Really depressing cell from the 1820's. This was a dark dank 7 foot by maybe 3 or 4 foot space. I peered inside and saw, crumpled in one corner, a Cheetos bag. Who knew they had Cheetos back then? Actually the prisoners were given coffee and mush and other things. But no snack foods.


There were a lot of bad punishments and this one wasn't the worst one by any stretch of the imagination -- in fact it was probably the nicest punishment back in the old days when Sing Sing was called The House of Fear. Back then the philosophy was, the worst prison is the best prison.


John Cheever made Ossining his hometown in the 1950's and taught there. He wrote Falconer a story of a college professor who ends up in a prison (based on Sing Sing) for killing his bad brother. Falconer is the only Cheever novel I've read --it was very good.

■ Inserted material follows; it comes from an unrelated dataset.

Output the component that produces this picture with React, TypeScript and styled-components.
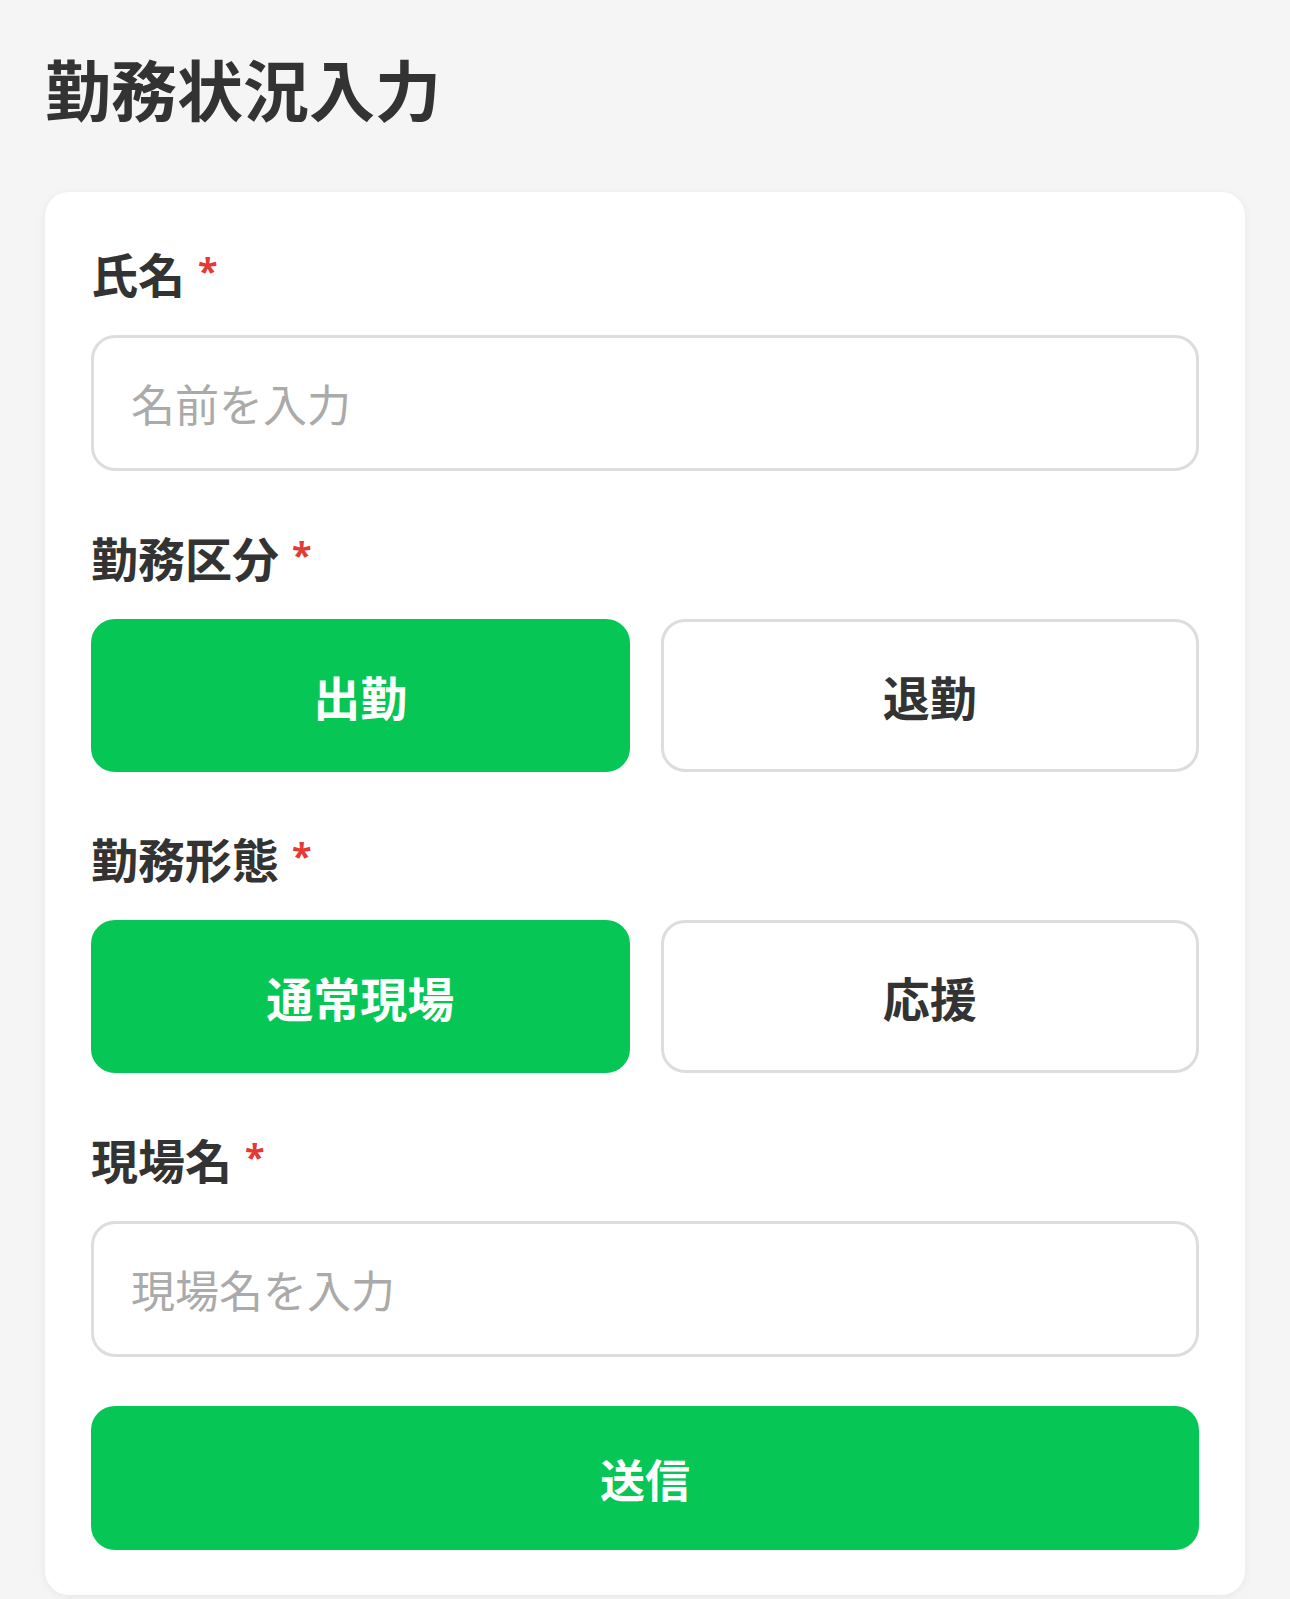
import React, { useState } from "react";
import styled, { createGlobalStyle } from "styled-components";

const GlobalStyle = createGlobalStyle`
  * { box-sizing: border-box; }
  html, body {
    margin: 0;
    padding: 0;
    background: #f5f5f5;
    font-family: "Noto Sans CJK JP", "Noto Sans", sans-serif;
    color: #333333;
  }
`;

const Page = styled.div`
  padding: 42px 45px 4px 45px;
  min-height: 1599px;
`;

const Title = styled.h1`
  margin: 0 0 60px 0;
  font-size: 66px;
  line-height: 90px;
  font-weight: 700;
  color: #333333;
`;

const Card = styled.form`
  background: #ffffff;
  border-radius: 24px;
  box-shadow: 0 2px 10px rgba(0, 0, 0, 0.06);
  padding: 49px 46px 45px 46px;
  display: flex;
  flex-direction: column;
`;

const Field = styled.div`
  display: flex;
  flex-direction: column;
  & + & {
    margin-top: 54px;
  }
`;

const Label = styled.label`
  font-size: 47px;
  line-height: 64px;
  font-weight: 700;
  color: #333333;
  margin-bottom: 30px;
  display: flex;
  align-items: flex-start;
`;

const Required = styled.span`
  color: #e53935;
  font-size: 36px;
  line-height: 60px;
  margin-left: 13px;
  font-family: "Noto Sans", sans-serif;
  font-weight: 700;
`;

const TextInput = styled.input`
  width: 100%;
  height: 136px;
  border: 3px solid #dddddd;
  border-radius: 24px;
  padding: 0 37px;
  font-family: "Noto Sans CJK JP", "Noto Sans", sans-serif;
  font-size: 44px;
  color: #333333;
  background: #ffffff;
  outline: none;
  &::placeholder {
    color: #aaaaaa;
  }
`;

const Choices = styled.div`
  display: grid;
  grid-template-columns: 1fr 1fr;
  gap: 31px;
`;

const Choice = styled.button<{ $active: boolean }>`
  height: 153px;
  border-radius: 24px;
  border: 3px solid ${(p) => (p.$active ? "#06c755" : "#dddddd")};
  background: ${(p) => (p.$active ? "#06c755" : "#ffffff")};
  color: ${(p) => (p.$active ? "#ffffff" : "#333333")};
  font-family: "Noto Sans CJK JP", "Noto Sans", sans-serif;
  font-size: 47px;
  font-weight: 700;
  cursor: pointer;
  padding: 0;
`;

const Submit = styled.button`
  margin-top: 49px;
  height: 144px;
  border: none;
  border-radius: 24px;
  background: #06c755;
  color: #ffffff;
  font-family: "Noto Sans CJK JP", "Noto Sans", sans-serif;
  font-size: 45px;
  font-weight: 700;
  cursor: pointer;
`;

export default function App() {
  const [kubun, setKubun] = useState("出勤");
  const [keitai, setKeitai] = useState("通常現場");
  return (
    <>
      <GlobalStyle />
      <Page>
        <Title>勤務状況入力</Title>
        <Card onSubmit={(e) => e.preventDefault()}>
          <Field>
            <Label>
              氏名<Required>*</Required>
            </Label>
            <TextInput placeholder="名前を入力" />
          </Field>
          <Field>
            <Label>
              勤務区分<Required>*</Required>
            </Label>
            <Choices>
              {["出勤", "退勤"].map((v) => (
                <Choice key={v} type="button" $active={kubun === v} onClick={() => setKubun(v)}>
                  {v}
                </Choice>
              ))}
            </Choices>
          </Field>
          <Field>
            <Label>
              勤務形態<Required>*</Required>
            </Label>
            <Choices>
              {["通常現場", "応援"].map((v) => (
                <Choice key={v} type="button" $active={keitai === v} onClick={() => setKeitai(v)}>
                  {v}
                </Choice>
              ))}
            </Choices>
          </Field>
          <Field>
            <Label>
              現場名<Required>*</Required>
            </Label>
            <TextInput placeholder="現場名を入力" />
          </Field>
          <Submit type="submit">送信</Submit>
        </Card>
      </Page>
    </>
  );
}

There's a certain amount of negative energy when you have a huge prison near your home. There's no getting around this, and it's probably healthy to indulge in a little denial when you live in a prison town. I find that prison towns all over NY State have this same feeling in the air. You have a large building in town that houses a large overcrowded population of generally unhappy humans --how could this not effect the town in some way? One local told me you have to put it out of your mind when you can, and try to be more upbeat in little ways. He works in a deli and sees women and children coming through on visits. He tries to be extra nice to these customers. While I was there, one little girl leaving the prison grounds with her mother told me she had been to see her Papa. She was just happily announcing it to everyone. She'd seen her papa.

A small house just steps away from the prison.

Millions of American children have an incarcerated parent. At Sing Sing there is a state of the art Family Work's children's visiting center that also provides parenting classes for fathers. Sing Sing also has a privately funded college education program and every year has a graduation ceremony for inmates who get their bachelor degrees. The inmates with degrees who are not paroled become teachers on the inside.